--- START Given information ---

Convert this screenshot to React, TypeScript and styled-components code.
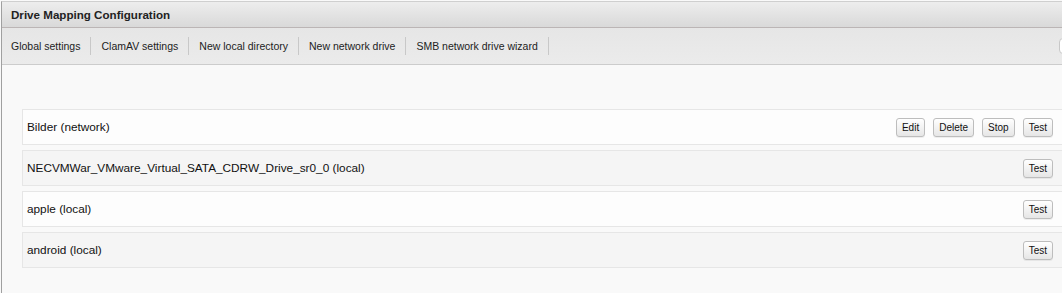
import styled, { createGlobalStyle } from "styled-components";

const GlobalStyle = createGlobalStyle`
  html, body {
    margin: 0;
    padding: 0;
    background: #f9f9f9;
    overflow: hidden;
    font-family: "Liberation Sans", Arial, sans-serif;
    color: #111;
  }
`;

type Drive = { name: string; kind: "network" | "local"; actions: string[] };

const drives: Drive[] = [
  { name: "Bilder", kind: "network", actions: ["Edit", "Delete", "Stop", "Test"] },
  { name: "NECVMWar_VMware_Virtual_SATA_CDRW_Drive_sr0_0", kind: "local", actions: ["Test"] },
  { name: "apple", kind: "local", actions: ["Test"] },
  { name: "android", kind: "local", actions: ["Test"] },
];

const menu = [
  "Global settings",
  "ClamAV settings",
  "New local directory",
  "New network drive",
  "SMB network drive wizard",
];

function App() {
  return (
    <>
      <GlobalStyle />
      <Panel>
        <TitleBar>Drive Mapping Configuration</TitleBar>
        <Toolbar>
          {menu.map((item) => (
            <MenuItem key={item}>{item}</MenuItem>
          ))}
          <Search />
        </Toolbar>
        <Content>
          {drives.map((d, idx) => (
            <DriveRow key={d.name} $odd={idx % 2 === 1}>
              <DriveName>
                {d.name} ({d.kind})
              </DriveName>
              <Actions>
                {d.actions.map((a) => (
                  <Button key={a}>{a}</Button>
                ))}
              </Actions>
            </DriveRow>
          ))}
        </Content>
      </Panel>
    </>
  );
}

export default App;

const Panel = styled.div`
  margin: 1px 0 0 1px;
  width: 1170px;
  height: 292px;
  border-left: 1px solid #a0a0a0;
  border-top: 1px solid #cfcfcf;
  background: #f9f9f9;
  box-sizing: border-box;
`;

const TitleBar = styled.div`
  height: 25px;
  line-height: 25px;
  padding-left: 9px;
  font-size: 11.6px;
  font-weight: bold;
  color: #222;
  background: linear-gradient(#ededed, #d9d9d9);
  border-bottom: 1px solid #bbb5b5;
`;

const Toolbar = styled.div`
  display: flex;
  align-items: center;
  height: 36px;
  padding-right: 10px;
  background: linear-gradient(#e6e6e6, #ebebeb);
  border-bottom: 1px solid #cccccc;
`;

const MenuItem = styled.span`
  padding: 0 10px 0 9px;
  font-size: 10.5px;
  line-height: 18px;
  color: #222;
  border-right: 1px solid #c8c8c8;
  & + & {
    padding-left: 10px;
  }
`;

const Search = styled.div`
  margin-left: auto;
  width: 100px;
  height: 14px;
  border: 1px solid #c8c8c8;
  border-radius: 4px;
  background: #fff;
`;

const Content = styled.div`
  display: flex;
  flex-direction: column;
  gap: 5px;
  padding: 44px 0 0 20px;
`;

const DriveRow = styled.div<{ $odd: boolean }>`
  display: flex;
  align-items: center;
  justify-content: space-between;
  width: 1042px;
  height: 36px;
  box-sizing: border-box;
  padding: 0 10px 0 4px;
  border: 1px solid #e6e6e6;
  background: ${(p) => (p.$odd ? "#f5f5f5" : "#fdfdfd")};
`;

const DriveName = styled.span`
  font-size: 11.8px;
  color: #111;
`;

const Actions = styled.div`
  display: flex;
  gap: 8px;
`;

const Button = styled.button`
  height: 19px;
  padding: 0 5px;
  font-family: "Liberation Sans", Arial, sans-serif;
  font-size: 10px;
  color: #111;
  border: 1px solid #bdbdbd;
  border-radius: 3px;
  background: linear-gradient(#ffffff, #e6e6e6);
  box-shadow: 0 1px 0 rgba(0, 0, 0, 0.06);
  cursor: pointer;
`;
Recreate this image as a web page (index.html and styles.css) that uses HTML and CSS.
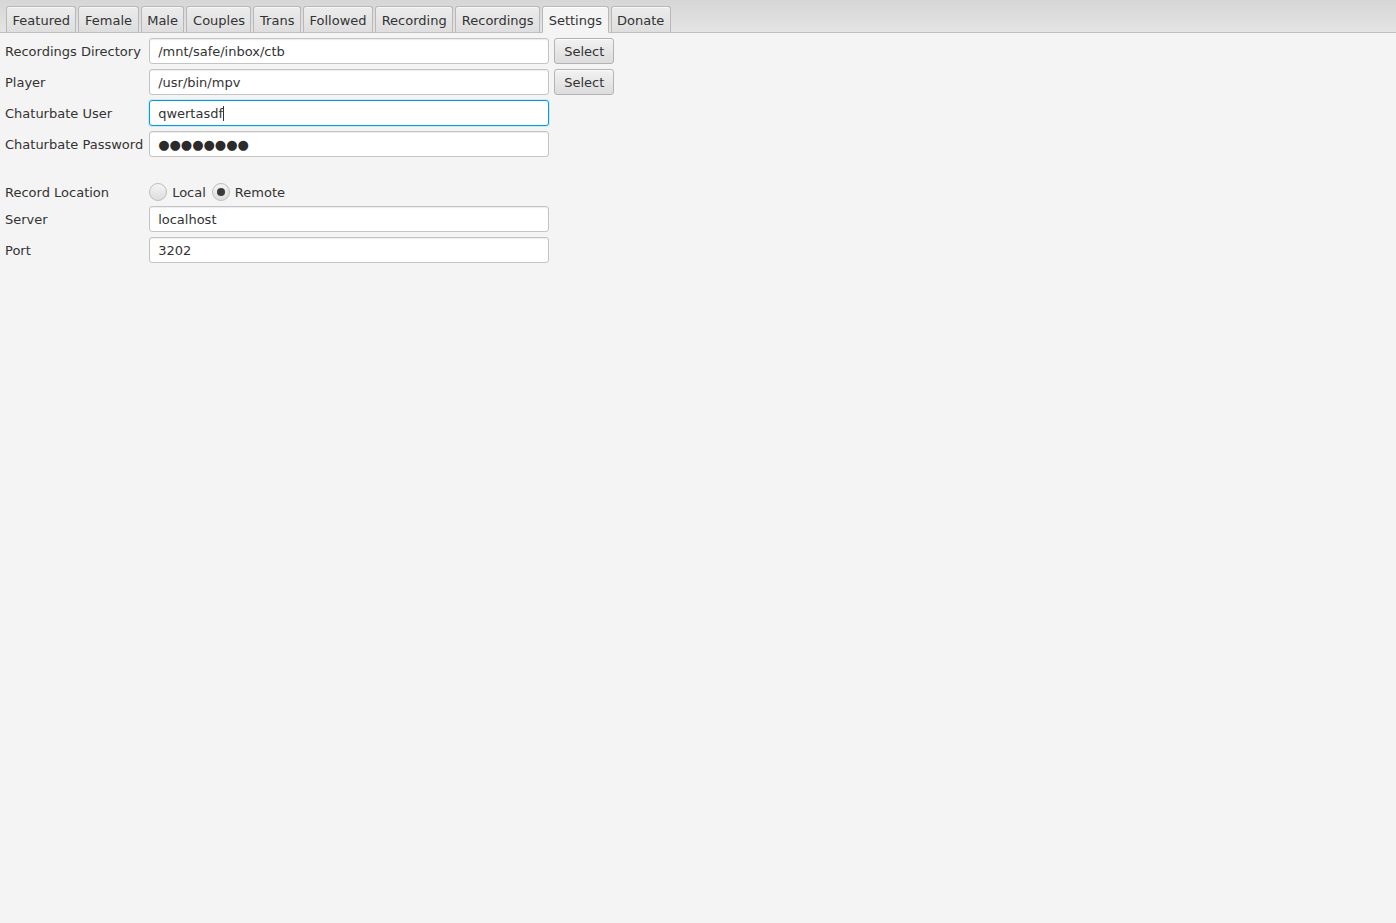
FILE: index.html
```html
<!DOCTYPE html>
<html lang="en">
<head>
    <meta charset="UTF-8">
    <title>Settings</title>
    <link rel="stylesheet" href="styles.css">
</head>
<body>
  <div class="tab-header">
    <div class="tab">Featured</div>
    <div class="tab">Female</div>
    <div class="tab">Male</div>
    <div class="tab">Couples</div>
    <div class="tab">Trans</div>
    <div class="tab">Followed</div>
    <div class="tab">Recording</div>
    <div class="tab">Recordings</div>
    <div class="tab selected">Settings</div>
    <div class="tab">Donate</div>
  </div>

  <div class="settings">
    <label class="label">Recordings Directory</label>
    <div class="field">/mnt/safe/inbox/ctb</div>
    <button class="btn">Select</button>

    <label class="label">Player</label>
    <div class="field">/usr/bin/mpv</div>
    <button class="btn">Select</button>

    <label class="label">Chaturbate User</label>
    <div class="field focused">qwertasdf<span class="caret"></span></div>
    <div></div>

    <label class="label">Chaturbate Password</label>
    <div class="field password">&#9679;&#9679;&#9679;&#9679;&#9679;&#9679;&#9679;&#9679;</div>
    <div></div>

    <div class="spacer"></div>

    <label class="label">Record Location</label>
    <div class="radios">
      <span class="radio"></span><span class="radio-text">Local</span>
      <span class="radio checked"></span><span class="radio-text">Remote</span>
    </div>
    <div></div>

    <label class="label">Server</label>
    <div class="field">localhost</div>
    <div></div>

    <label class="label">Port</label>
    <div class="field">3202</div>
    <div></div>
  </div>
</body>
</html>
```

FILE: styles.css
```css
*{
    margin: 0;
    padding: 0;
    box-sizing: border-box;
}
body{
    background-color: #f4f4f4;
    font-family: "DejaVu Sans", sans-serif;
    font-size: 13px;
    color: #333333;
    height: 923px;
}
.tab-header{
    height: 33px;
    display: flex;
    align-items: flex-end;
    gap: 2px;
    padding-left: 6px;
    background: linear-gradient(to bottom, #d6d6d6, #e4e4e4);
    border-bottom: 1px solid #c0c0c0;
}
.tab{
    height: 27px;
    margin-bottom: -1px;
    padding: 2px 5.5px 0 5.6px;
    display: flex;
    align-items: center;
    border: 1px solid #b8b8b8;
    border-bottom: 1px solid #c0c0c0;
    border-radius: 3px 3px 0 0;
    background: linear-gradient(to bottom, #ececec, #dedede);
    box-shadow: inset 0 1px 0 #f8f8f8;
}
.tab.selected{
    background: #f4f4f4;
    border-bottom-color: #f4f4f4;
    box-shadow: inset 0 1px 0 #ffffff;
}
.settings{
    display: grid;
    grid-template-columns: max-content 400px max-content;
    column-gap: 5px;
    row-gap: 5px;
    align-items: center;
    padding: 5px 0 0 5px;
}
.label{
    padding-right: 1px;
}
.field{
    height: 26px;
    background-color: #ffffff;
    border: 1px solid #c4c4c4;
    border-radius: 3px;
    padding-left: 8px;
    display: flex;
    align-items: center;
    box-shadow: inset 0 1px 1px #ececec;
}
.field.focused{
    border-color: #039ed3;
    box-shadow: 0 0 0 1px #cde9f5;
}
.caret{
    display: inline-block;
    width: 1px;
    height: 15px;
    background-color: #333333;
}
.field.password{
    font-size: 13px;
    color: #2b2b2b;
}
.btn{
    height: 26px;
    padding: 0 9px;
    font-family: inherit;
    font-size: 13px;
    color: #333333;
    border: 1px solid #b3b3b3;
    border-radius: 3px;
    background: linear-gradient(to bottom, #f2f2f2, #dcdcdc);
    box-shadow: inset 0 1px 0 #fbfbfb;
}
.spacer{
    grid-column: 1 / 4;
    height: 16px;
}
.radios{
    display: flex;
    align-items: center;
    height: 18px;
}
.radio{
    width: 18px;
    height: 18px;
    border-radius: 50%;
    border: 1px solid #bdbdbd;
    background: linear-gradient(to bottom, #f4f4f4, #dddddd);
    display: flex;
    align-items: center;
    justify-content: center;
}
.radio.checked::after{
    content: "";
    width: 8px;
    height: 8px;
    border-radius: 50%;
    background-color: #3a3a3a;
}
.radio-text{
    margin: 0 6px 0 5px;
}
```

--- END Given information ---

Exercise description
State the number of lines in this listing that contain the string "index", and add nothing else.

Solution
2